Le troisième se fonde sur la « culture » de l’entreprise dans sa définition anthropologique selon laquelle une entreprise est constituée de 4 champs en interaction :

  • Le champ des identités : professionnelles, métiers…
  • Le champ de l’organisation : du travail, de la production…
  • Le champ du pouvoir : hiérarchie, réseaux d’influence…
  • Le champ des systèmes de pensée : management, valeurs…

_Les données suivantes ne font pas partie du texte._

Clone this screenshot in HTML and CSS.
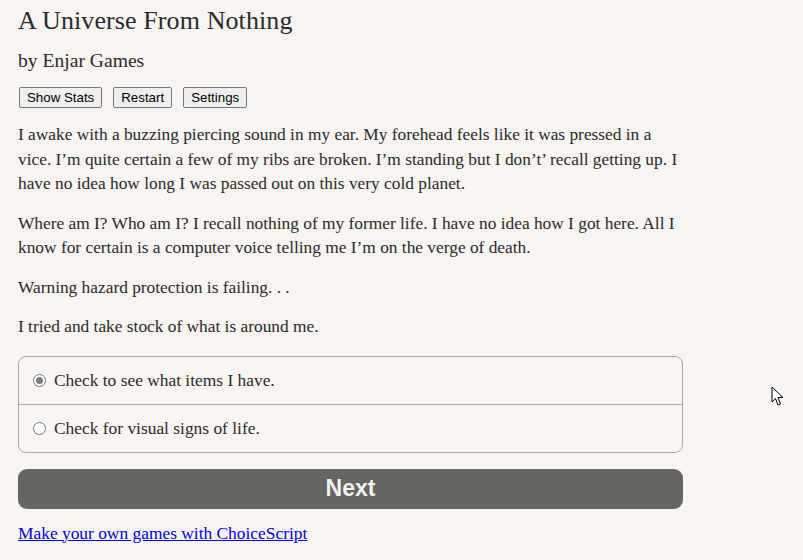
FILE: index.html
```html
<!DOCTYPE html>
<html lang="en">
<head>
<meta charset="utf-8">
<title>A Universe From Nothing</title>
<link rel="stylesheet" href="styles.css">
</head>
<body>
<div class="main">
  <h1 class="title">A Universe From Nothing</h1>
  <h2 class="author">by Enjar Games</h2>
  <div class="toolbar">
    <button class="tool-btn">Show Stats</button>
    <button class="tool-btn">Restart</button>
    <button class="tool-btn">Settings</button>
  </div>
  <div class="story">
    <p>I awake with a buzzing piercing sound in my ear. My forehead feels like it was pressed in a vice. I’m quite certain a few of my ribs are broken. I’m standing but I don’t’ recall getting up. I have no idea how long I was passed out on this very cold planet.</p>
    <p>Where am I? Who am I? I recall nothing of my former life. I have no idea how I got here. All I know for certain is a computer voice telling me I’m on the verge of death.</p>
    <p>Warning hazard protection is failing. . .</p>
    <p>I tried and take stock of what is around me.</p>
  </div>
  <div class="choices">
    <label class="choice"><span class="radio checked"></span>Check to see what items I have.</label>
    <label class="choice"><span class="radio"></span>Check for visual signs of life.</label>
  </div>
  <button class="next">Next</button>
  <p class="footer"><a href="#">Make your own games with ChoiceScript</a></p>
</div>
<svg class="cursor" width="14" height="22" viewBox="0 0 14 22"><path d="M1 1 L1 16 L4.5 12.5 L7 19 L9.5 18 L7 11.5 L12 11.5 Z" fill="#fff" stroke="#000" stroke-width="1" stroke-linejoin="round"/></svg>
</body>
</html>
```

FILE: styles.css
```css
html, body {
  margin: 0;
  padding: 0;
  background: #f7f4f1;
}
body {
  font-family: "Liberation Serif", "Times New Roman", serif;
  color: #2b2b2b;
  position: relative;
  height: 560px;
  overflow: hidden;
}
.main {
  width: 665px;
  padding: 6px 0 0 18px;
}
.title {
  font-size: 26px;
  font-weight: normal;
  line-height: 30px;
  margin: 0;
  letter-spacing: 0.1px;
}
.author {
  font-size: 19.6px;
  font-weight: normal;
  line-height: 24px;
  margin: 13px 0 0;
}
.toolbar {
  display: flex;
  gap: 11px;
  margin-top: 14px;
  padding-left: 1px;
}
.tool-btn {
  font-family: "Liberation Sans", Arial, sans-serif;
  font-size: 13.3px;
  color: #000;
  background: #efefef;
  border: 1px solid #767676;
  border-radius: 2px;
  height: 21px;
  padding: 0 7px;
  line-height: 19px;
}
.story {
  margin-top: 15px;
  font-size: 17.35px;
  line-height: 24.5px;
}
.story p {
  margin: 0 0 15px;
}
.story p:last-child {
  margin-bottom: 0;
}
.choices {
  margin-top: 16px;
  border: 1px solid #a9a7a4;
  border-radius: 8px;
  font-size: 17.4px;
}
.choice {
  display: flex;
  align-items: center;
  height: 47px;
  padding-left: 14px;
}
.choice + .choice {
  border-top: 1px solid #a9a7a4;
}
.radio {
  width: 11px;
  height: 11px;
  border: 1px solid #767676;
  border-radius: 50%;
  background: #fff;
  margin-right: 8px;
  position: relative;
  flex: none;
}
.radio.checked::after {
  content: "";
  position: absolute;
  left: 2px;
  top: 2px;
  width: 7px;
  height: 7px;
  border-radius: 50%;
  background: #7b7b7b;
}
.next {
  display: block;
  width: 100%;
  margin-top: 16px;
  height: 40px;
  border: none;
  border-radius: 9px;
  background: #656562;
  color: #f4f2ef;
  font-family: "Liberation Sans", Arial, sans-serif;
  font-weight: bold;
  font-size: 23px;
}
.footer {
  margin: 12px 0 0;
  font-size: 17.4px;
  line-height: 24px;
}
.footer a {
  color: #0000ee;
}
.cursor {
  position: absolute;
  left: 771px;
  top: 386px;
}
```
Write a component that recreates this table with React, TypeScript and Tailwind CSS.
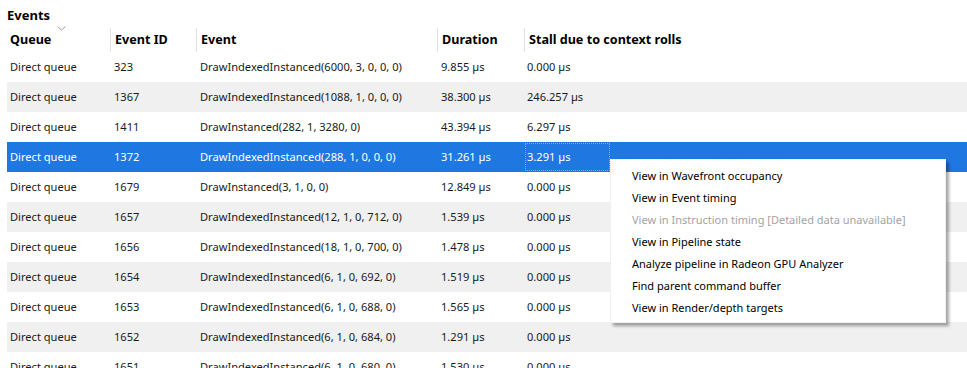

Son intérêt se situe sur au moins 3 plans :

  • Il bouscule la hiérarchie couramment admise entre l’organisation et les systèmes de pensée, ces derniers étant souvent considérés comme venant s’ajouter, voire perturber l’organisation. En effet, l’organisation est « pensée » avant d’être mise en œuvre et relève donc des systèmes de pensée dont elle est l’une des productions.
  • Il redimensionne dans l’entreprise l’impact des jeux relationnels dans la mesure où chacun des champs se concrétise dans des relations : relation d’identités, de production, de pouvoir et relations de connaissance ou de croyances.
  • Il repositionne les objectifs et modes d’action en les inscrivant dans l’ensemble des champs de l’entreprise. A ce titre, vouloir modifier certains comportements nécessite de piloter les réagencements entre les 4 champs rendant possible de nouvelles pratiques.

Sauter dans l’inconnu

Enfin, les bases de ce petit manuel resteraient incomplètes si elles ne revenaient, pour conclure, sur une évidence parfois oubliée : les « tendances et modes » en entreprise aident à repérer les enjeux et tensions à l’œuvre. Ce que la recherche de coopération fait à sa manière, nous rappelant, selon la formule de Maurice Godelier, que « Les humains, à la différence des autres espèces sociales, ne vivent pas seulement en société : ils produisent de la société pour vivre ».